The church started out by pitting one ICF distributor against another and in some cases it was rumored that they shared pricing in order to get the other distributor to lower theirs. When they found out this tactic worked, they went directly to the manufacturer and cut out the local distribution channel and applied the same process. In some cases, the savings was literally one or two cents per block.
They saved some money up front, but
what happens when there is a problem in the field? Suppose the order was short a few bundles or corners. Who will supply those when they
are needed immediately? The local distributors are forced to support a client that doesn’t support them.
And what happens if the wall systems are installed incorrectly or if a subcontractor has an issue? Will the manufacturer fly a rep to the jobsite to babysit? Once again, the distributor will be asked to visit the site and take care of the problem. Who pays for his time, effort and overhead? The customer won’t.
To further complicate this issue, members from that organization have told others what has “worked” for them. I now see companies around the country implementing these same negotiating techniques and expecting the
This isn’t a local issue. It’s an issue that if it’s not affecting you now, it will be soon.
I have repeatedly been told by manufacturers that they “can’t afford not to do it”. With the potential long-term ramifications, I have to ask “how can you afford to do it?”
I understand having to be creative just to keep the doors open in this economy. But we need to be extremely careful about losing our integrity along the way.
Projects like those I have mentioned set a precedence. The ICF industry is viewed by many as either over-hyped or easy to pressure into submission. The pressure aspect might not appear to be a huge dilemma now, but what happens in a few years when the economy is better? At what point do we stand our ground? We must manage our clients and not allow them to manage us.

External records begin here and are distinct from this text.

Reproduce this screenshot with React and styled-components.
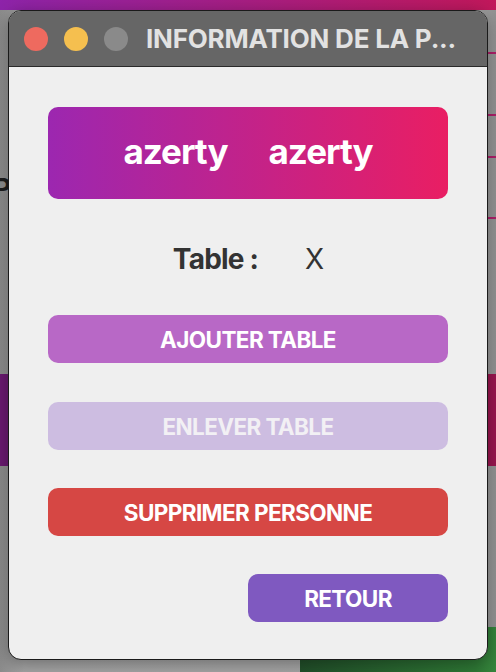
import React from "react";
import styled, { createGlobalStyle } from "styled-components";

const GlobalStyle = createGlobalStyle`
  html, body {
    margin: 0;
    padding: 0;
    width: 496px;
    height: 672px;
    overflow: hidden;
    font-family: Inter, "Noto Sans", sans-serif;
  }
`;

const Backdrop = styled.div`
  position: relative;
  width: 496px;
  height: 672px;
  background: linear-gradient(90deg, #8c8c8c 0%, #a6a6a6 5%, #a8a8a8 95%, #939393 100%);
  overflow: hidden;
`;

/* blurred app behind the dialog */
const TopStrip = styled.div`
  position: absolute;
  left: 0;
  top: 0;
  width: 100%;
  height: 10px;
  background: linear-gradient(90deg, #8e24aa, #c2185b);
`;

const SideBand = styled.div`
  position: absolute;
  top: 374px;
  height: 92px;
  width: 20px;
  ${(p) => (p.$right ? "right: 0;" : "left: 0;")}
  background: ${(p) => (p.$right ? "#9c1650" : "#6c1a72")};
`;

const SideLine = styled.div`
  position: absolute;
  right: 0;
  width: 20px;
  height: 2px;
  top: ${(p) => p.$top}px;
  background: #b0206a;
`;

const GhostText = styled.span`
  position: absolute;
  left: -6px;
  top: 172px;
  font-size: 26px;
  font-weight: 700;
  color: #1e1e1e;
`;

const GreenBlock = styled.div`
  position: absolute;
  left: 300px;
  top: 627px;
  width: 220px;
  height: 70px;
  border-radius: 10px;
  background: linear-gradient(90deg, #22502a, #2f7a36 80%, #3e9444);
`;

const Window = styled.div`
  position: absolute;
  left: 8px;
  top: 10px;
  width: 478px;
  height: 648px;
  border: 1px solid #1a1a1a;
  border-radius: 13px;
  background: #efefef;
  overflow: hidden;
  display: flex;
  flex-direction: column;
  box-shadow: 0 4px 18px rgba(0, 0, 0, 0.35);
`;

const TitleBar = styled.div`
  height: 55px;
  flex-shrink: 0;
  background: #666666;
  border-bottom: 1px solid #2a2a2a;
  display: flex;
  align-items: center;
  padding-left: 15px;
  gap: 16px;
`;

const Light = styled.span`
  width: 24px;
  height: 24px;
  border-radius: 50%;
  flex-shrink: 0;
  background: ${(p) => p.$color};
`;

const Title = styled.div`
  margin-left: 2px;
  color: #e2e2e2;
  font-size: 26px;
  font-weight: 700;
  letter-spacing: -0.2px;
  white-space: nowrap;
`;

const Content = styled.div`
  flex: 1;
  display: flex;
  flex-direction: column;
  padding: 40px 39px 0 39px;
`;

const Banner = styled.div`
  height: 92px;
  border-radius: 10px;
  background: linear-gradient(90deg, #9c27b0 0%, #e91e63 100%);
  display: flex;
  align-items: center;
  justify-content: center;
  gap: 41px;
  color: #ffffff;
  font-size: 35px;
  font-weight: 700;
  letter-spacing: -1px;
  padding-bottom: 4px;
  box-sizing: border-box;
`;

const TableRow = styled.div`
  display: flex;
  justify-content: center;
  align-items: center;
  gap: 47px;
  margin-top: 42px;
  height: 36px;
  color: #333333;
  font-size: 28px;
  padding-left: 1px;
`;

const Label = styled.span`
  font-weight: 700;
  letter-spacing: -0.8px;
`;

const Value = styled.span`
  font-weight: 400;
`;

const Button = styled.button`
  height: 48px;
  width: ${(p) => (p.$half ? "200px" : "100%")};
  align-self: ${(p) => (p.$half ? "flex-end" : "stretch")};
  margin-top: ${(p) => p.$gap}px;
  border: none;
  border-radius: 10px;
  background: ${(p) => p.$bg};
  color: ${(p) => p.$fg || "#ffffff"};
  font-family: Inter, "Noto Sans", sans-serif;
  font-size: 22.5px;
  font-weight: 700;
  letter-spacing: -0.6px;
  cursor: pointer;
`;

export default function App() {
  return (
    <>
      <GlobalStyle />
      <Backdrop>
        <TopStrip />
        <GhostText>P</GhostText>
        <SideBand />
        <SideBand $right />
        <SideLine $top={52} />
        <SideLine $top={114} />
        <SideLine $top={156} />
        <SideLine $top={217} />
        <GreenBlock />
        <Window>
          <TitleBar>
            <Light $color="#ee6a5f" />
            <Light $color="#f5bf4f" />
            <Light $color="#8a8a8a" />
            <Title>INFORMATION DE LA P...</Title>
          </TitleBar>
          <Content>
            <Banner>
              <span>azerty</span>
              <span>azerty</span>
            </Banner>
            <TableRow>
              <Label>Table :</Label>
              <Value>X</Value>
            </TableRow>
            <Button $gap={38} $bg="#b868c6">AJOUTER TABLE</Button>
            <Button $gap={39} $bg="#cdbde1" $fg="#f2f0f4">ENLEVER TABLE</Button>
            <Button $gap={38} $bg="#d64744">SUPPRIMER PERSONNE</Button>
            <Button $gap={38} $bg="#7f59c0" $half>RETOUR</Button>
          </Content>
        </Window>
      </Backdrop>
    </>
  );
}
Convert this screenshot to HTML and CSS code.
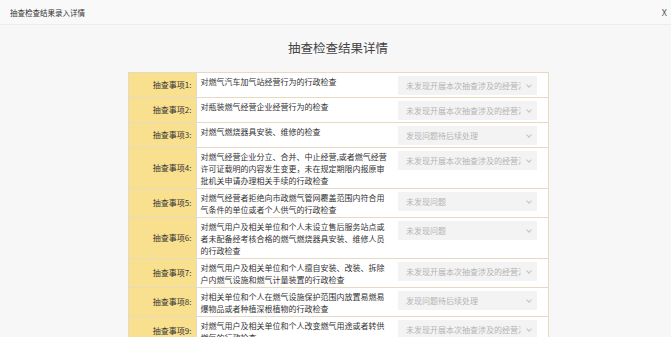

As an industry, we need to come together as a team. This team extends from the manufacturer to the distributor, the design team, construction team and the end user/occupant. This chain must work as one cohesive unit in order to prove what we all know: ICFs are the best building system available on the market today.
Manufacturers need to look beyond streamlining their internal processes at what takes place once that product leaves the plant. How many hands touch it before it becomes a usable structure? Are those hands educated in the proper procedures?
Every member of the supply chain team should be proactive in every project they touch. This exceptional team will be rich with communication and new ideas. Through this team’s uncompromising commitment, the best projects will take shape. Schedules and budgets will be met. Expectations will be exceeded. Excellence will be achieved.